Unused funds may be eligible for a Roth IRA rollover, subject to IRS rules and limits.
Does a child need a job to open a Roth IRA?
Yes, the child must have earned income from legitimate work in order to make a Roth IRA contribution.
Is a custodial Roth IRA better than a 529 plan?
Not necessarily. They are designed for different purposes. A 529 plan is generally focused on education, while a Roth IRA is generally focused on retirement. In many cases, both can be used strategically.
What is one of the biggest downsides of a custodial Roth IRA?

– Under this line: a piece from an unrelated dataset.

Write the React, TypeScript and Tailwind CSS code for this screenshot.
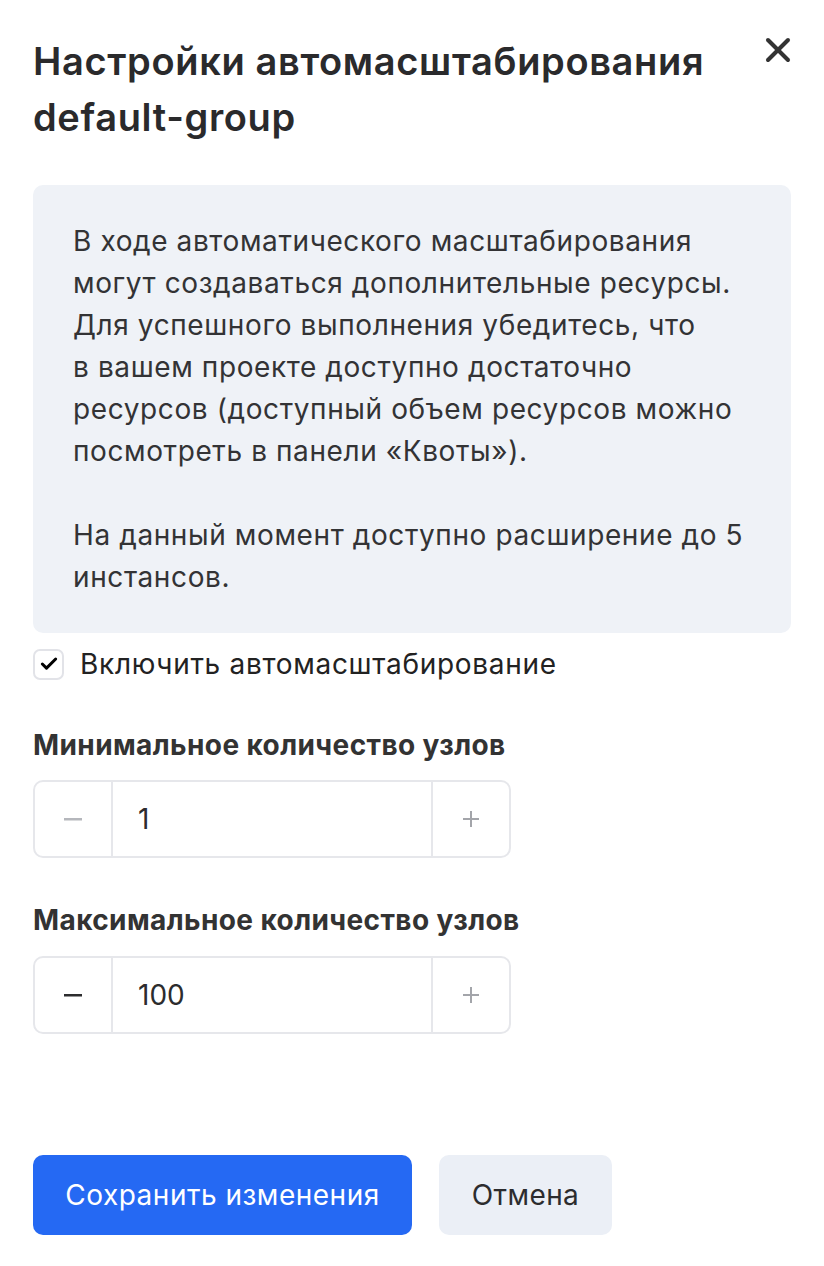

One important consideration is that the account ultimately belongs to the child. Once they reach the age of majority, they control how the account is used.
Final Thoughts
A custodial Roth IRA can be one of the most meaningful financial gifts a grandparent gives, not because of the initial contribution alone, but because of the time and compounding it allows.

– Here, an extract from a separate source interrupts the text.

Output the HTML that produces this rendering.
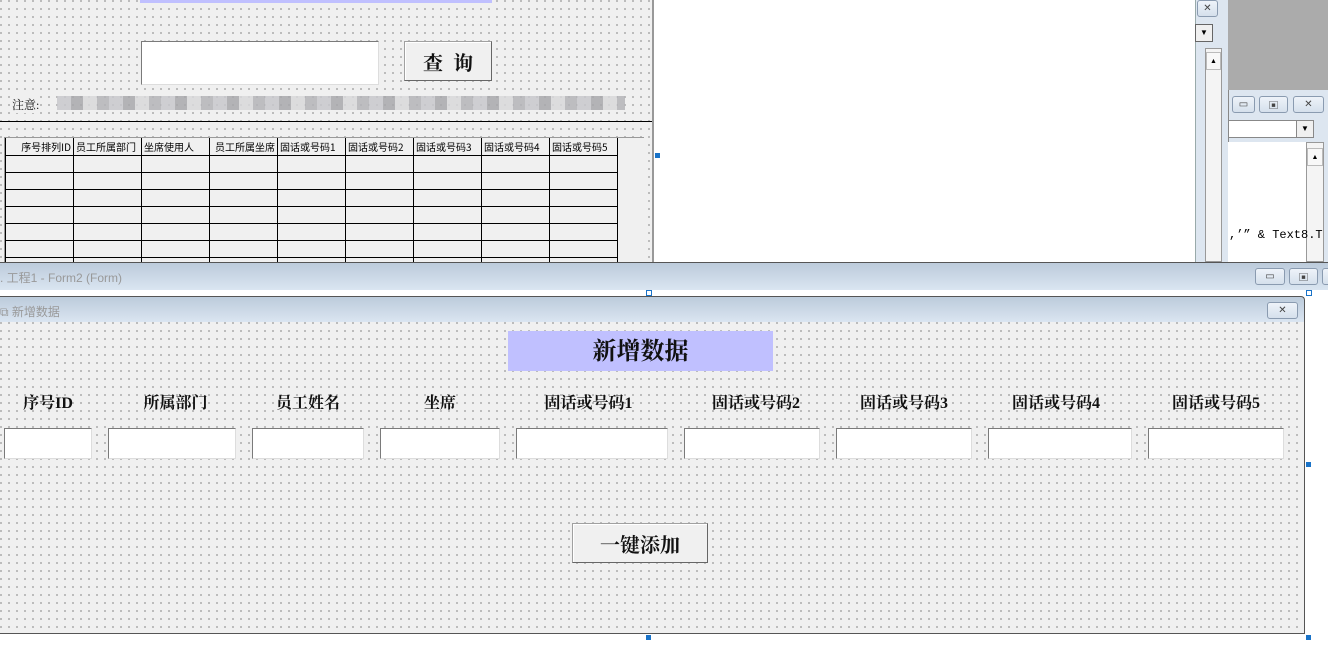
<!DOCTYPE html>
<html><head><meta charset="utf-8"><style>
*{margin:0;padding:0;box-sizing:border-box}
body{width:1328px;height:665px;position:relative;overflow:hidden;background:#fff;font-family:"Liberation Serif","Noto Serif CJK SC",serif}
.a{position:absolute}
.dots{background-color:#f0f0f0;background-image:radial-gradient(circle at 1px 1px,#333 0.6px,transparent 0.8px);background-size:8px 8px}
.tb{background:#fff;border:1px solid #a0a0a0;border-top-color:#7a7a7a;border-left-color:#7a7a7a;border-right-color:#ddd;border-bottom-color:#ddd}
.btn{background:#f0f0f0;border:1px solid #a0a0a0;border-right-color:#666;border-bottom-color:#666;box-shadow:inset 1px 1px #fff;display:flex;align-items:center;justify-content:center;font-weight:bold;color:#111}
.lbl{font-weight:bold;font-size:16px;text-align:center;color:#111;height:20px;line-height:20px}
.wb{border:1px solid #8a9bb0;border-radius:3px;background:linear-gradient(#eef3f9,#d5e0ec);display:flex;align-items:center;justify-content:center;font-size:10px;color:#444}
.h{position:absolute;width:5px;height:5px;background:#1a73c8}
.grid td{border-right:1px solid #000;border-bottom:1px solid #000;height:17px;width:68px;font-size:10px;font-family:"Noto Sans CJK SC",sans-serif;white-space:nowrap;overflow:hidden;padding:0 2px;line-height:15px}
</style></head><body>
<div class="a dots" style="left:0;top:0;width:652px;height:262px"></div>
<div class="a" style="left:652px;top:0;width:2px;height:262px;background:#999"></div>
<div class="a" style="left:140px;top:0;width:352px;height:3px;background:#c0c0ff"></div>
<div class="a tb" style="left:141px;top:41px;width:238px;height:44px"></div>
<div class="a btn" style="left:404px;top:41px;width:88px;height:40px;font-size:20px;letter-spacing:10px;padding-left:10px">查询</div>
<div class="a" style="left:12px;top:96px;font-size:12px;color:#111;background:#f0f0f0">注意:</div>
<div class="a" style="left:57px;top:96px;width:568px;height:14px;background:repeating-linear-gradient(90deg,#c8c8cc 0 14px,#a8a8ac 14px 26px,#d8d8da 26px 40px,#b4b4b8 40px 52px);opacity:.85"></div>
<div class="a" style="left:0;top:121px;width:652px;height:1px;background:#000"></div>
<div class="a" style="left:4px;top:137px;width:640px;height:125px;background:#f0f0f0;border-left:1px solid #999;border-top:1px solid #999;overflow:hidden">
<table class="grid" style="border-collapse:collapse;border-left:1px solid #000">
<tr><td style="text-align:right">序号排列ID</td><td>员工所属部门</td><td>坐席使用人</td><td style="text-align:right">员工所属坐席</td><td>固话或号码1</td><td>固话或号码2</td><td>固话或号码3</td><td>固话或号码4</td><td>固话或号码5</td></tr>
<tr><td></td><td></td><td></td><td></td><td></td><td></td><td></td><td></td><td></td></tr>
<tr><td></td><td></td><td></td><td></td><td></td><td></td><td></td><td></td><td></td></tr>
<tr><td></td><td></td><td></td><td></td><td></td><td></td><td></td><td></td><td></td></tr>
<tr><td></td><td></td><td></td><td></td><td></td><td></td><td></td><td></td><td></td></tr>
<tr><td></td><td></td><td></td><td></td><td></td><td></td><td></td><td></td><td></td></tr>
<tr><td></td><td></td><td></td><td></td><td></td><td></td><td></td><td></td><td></td></tr>
<tr><td></td><td></td><td></td><td></td><td></td><td></td><td></td><td></td><td></td></tr>
</table></div>
<div class="h" style="left:655px;top:153px"></div>
<div class="a" style="left:1195px;top:0;width:33px;height:262px;background:#dde6f0;border-left:1px solid #9aa"></div>
<div class="a wb" style="left:1197px;top:0;width:21px;height:17px">✕</div>
<div class="a" style="left:1195px;top:24px;width:18px;height:18px;background:#f0f0f0;border:1px solid #666;font-size:8px;text-align:center;line-height:16px">▼</div>
<div class="a" style="left:1205px;top:48px;width:17px;height:214px;background:#f4f4f4;border:1px solid #999"></div>
<div class="a" style="left:1206px;top:52px;width:15px;height:18px;border:1px solid #bbb;font-size:7px;text-align:center;line-height:16px;background:#f8f8f8">▲</div>
<div class="a" style="left:1228px;top:0;width:100px;height:90px;background:#ababab"></div>
<div class="a" style="left:1228px;top:90px;width:100px;height:172px;background:#dde6f0;border-left:1px solid #888"></div>
<div class="a wb" style="left:1232px;top:96px;width:23px;height:17px">▭</div>
<div class="a wb" style="left:1259px;top:96px;width:29px;height:17px">▣</div>
<div class="a wb" style="left:1293px;top:96px;width:31px;height:17px">✕</div>
<div class="a" style="left:1228px;top:120px;width:86px;height:18px;background:#fff;border:1px solid #888"></div>
<div class="a" style="left:1296px;top:121px;width:17px;height:16px;background:#f0f0f0;border-left:1px solid #888;font-size:8px;text-align:center;line-height:16px">▼</div>
<div class="a" style="left:1228px;top:142px;width:78px;height:120px;background:#fff"></div>
<div class="a" style="left:1306px;top:142px;width:18px;height:120px;background:#f4f4f4;border:1px solid #999"></div>
<div class="a" style="left:1307px;top:148px;width:16px;height:18px;border:1px solid #bbb;font-size:7px;text-align:center;line-height:16px;background:#f8f8f8">▲</div>
<div class="a" style="left:1229px;top:228px;font-size:12px;font-family:'Liberation Mono','Noto Serif CJK SC',monospace">,’” &amp; Text8.T</div>
<div class="a" style="left:0;top:262px;width:1328px;height:28px;background:linear-gradient(#bccbdb,#dae5f1);border-top:1px solid #555"></div>
<div class="a" style="left:0;top:269px;font-size:12px;color:#999;font-family:'Liberation Sans','Noto Sans CJK SC',sans-serif">. 工程1 - Form2 (Form)</div>
<div class="a wb" style="left:1255px;top:268px;width:30px;height:17px">▭</div>
<div class="a wb" style="left:1289px;top:268px;width:29px;height:17px">▣</div>
<div class="a wb" style="left:1322px;top:268px;width:10px;height:17px"></div>
<div class="a" style="left:0;top:290px;width:1328px;height:6px;background:#fff"></div>
<div class="a" style="left:646px;top:290px;width:6px;height:6px;border:1px solid #1a73c8;background:#fff"></div>
<div class="a" style="left:1306px;top:290px;width:6px;height:6px;border:1px solid #1a73c8;background:#fff"></div>
<div class="a" style="left:0;top:296px;width:1305px;height:26px;background:linear-gradient(#bccbdb,#dae5f1);border-top:1px solid #555;border-right:1px solid #555;border-top-right-radius:4px"></div>
<div class="a" style="left:0;top:303px;font-size:12px;color:#999;font-family:'Liberation Sans','Noto Sans CJK SC',sans-serif">⧉ 新增数据</div>
<div class="a wb" style="left:1267px;top:302px;width:31px;height:17px">✕</div>
<div class="a dots" style="left:0;top:322px;width:1305px;height:312px;border-right:1px solid #555;border-bottom:1px solid #555"></div>
<div class="a" style="left:508px;top:331px;width:265px;height:40px;background:#c0c0ff;font-weight:bold;font-size:24px;text-align:center;line-height:42px;color:#111">新增数据</div>
<div class="a lbl" style="left:4px;top:394px;width:88px">序号ID</div>
<div class="a lbl" style="left:108px;top:394px;width:135px">所属部门</div>
<div class="a lbl" style="left:252px;top:394px;width:112px">员工姓名</div>
<div class="a lbl" style="left:380px;top:394px;width:120px">坐席</div>
<div class="a lbl" style="left:516px;top:394px;width:145px">固话或号码1</div>
<div class="a lbl" style="left:684px;top:394px;width:144px">固话或号码2</div>
<div class="a lbl" style="left:836px;top:394px;width:136px">固话或号码3</div>
<div class="a lbl" style="left:988px;top:394px;width:136px">固话或号码4</div>
<div class="a lbl" style="left:1148px;top:394px;width:136px">固话或号码5</div>
<div class="a tb" style="left:4px;top:428px;width:88px;height:31px"></div>
<div class="a tb" style="left:108px;top:428px;width:128px;height:31px"></div>
<div class="a tb" style="left:252px;top:428px;width:112px;height:31px"></div>
<div class="a tb" style="left:380px;top:428px;width:120px;height:31px"></div>
<div class="a tb" style="left:516px;top:428px;width:152px;height:31px"></div>
<div class="a tb" style="left:684px;top:428px;width:136px;height:31px"></div>
<div class="a tb" style="left:836px;top:428px;width:136px;height:31px"></div>
<div class="a tb" style="left:988px;top:428px;width:144px;height:31px"></div>
<div class="a tb" style="left:1148px;top:428px;width:136px;height:31px"></div>
<div class="a btn" style="left:572px;top:523px;width:136px;height:40px;font-size:20px">一键添加</div>
<div class="h" style="left:1306px;top:462px"></div>
<div class="h" style="left:646px;top:635px"></div>
<div class="h" style="left:1306px;top:635px"></div>
</body></html>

When combined with thoughtful 529 planning, families can create a flexible strategy that supports:
Education
Early investing habits
Long-term retirement savings
Multigenerational wealth planning
Wealth is often built over time through consistency, discipline, and a long-term perspective. Many of these same principles are reflected in broader financial planning topics, including how families approach long-term decisions around retirement, estate planning, and financial structure.
Disclosures
This material is provided for informational and educational purposes only and should not be construed as individualized investment, tax, or legal advice, or as a recommendation to buy or sell any security or implement any specific strategy. Roth IRA eligibility, annual contribution limits, withdrawal rules, and 529-to-Roth IRA rollover rules are subject to IRS requirements and may change. Investing involves risk, including possible loss of principal. Past performance does not guarantee future results. Readers should consult with their financial advisor, tax professional, and attorney before implementing any financial, tax, retirement, education, or estate planning strategy. BDB Wealth Advisors does not provide tax or legal advice.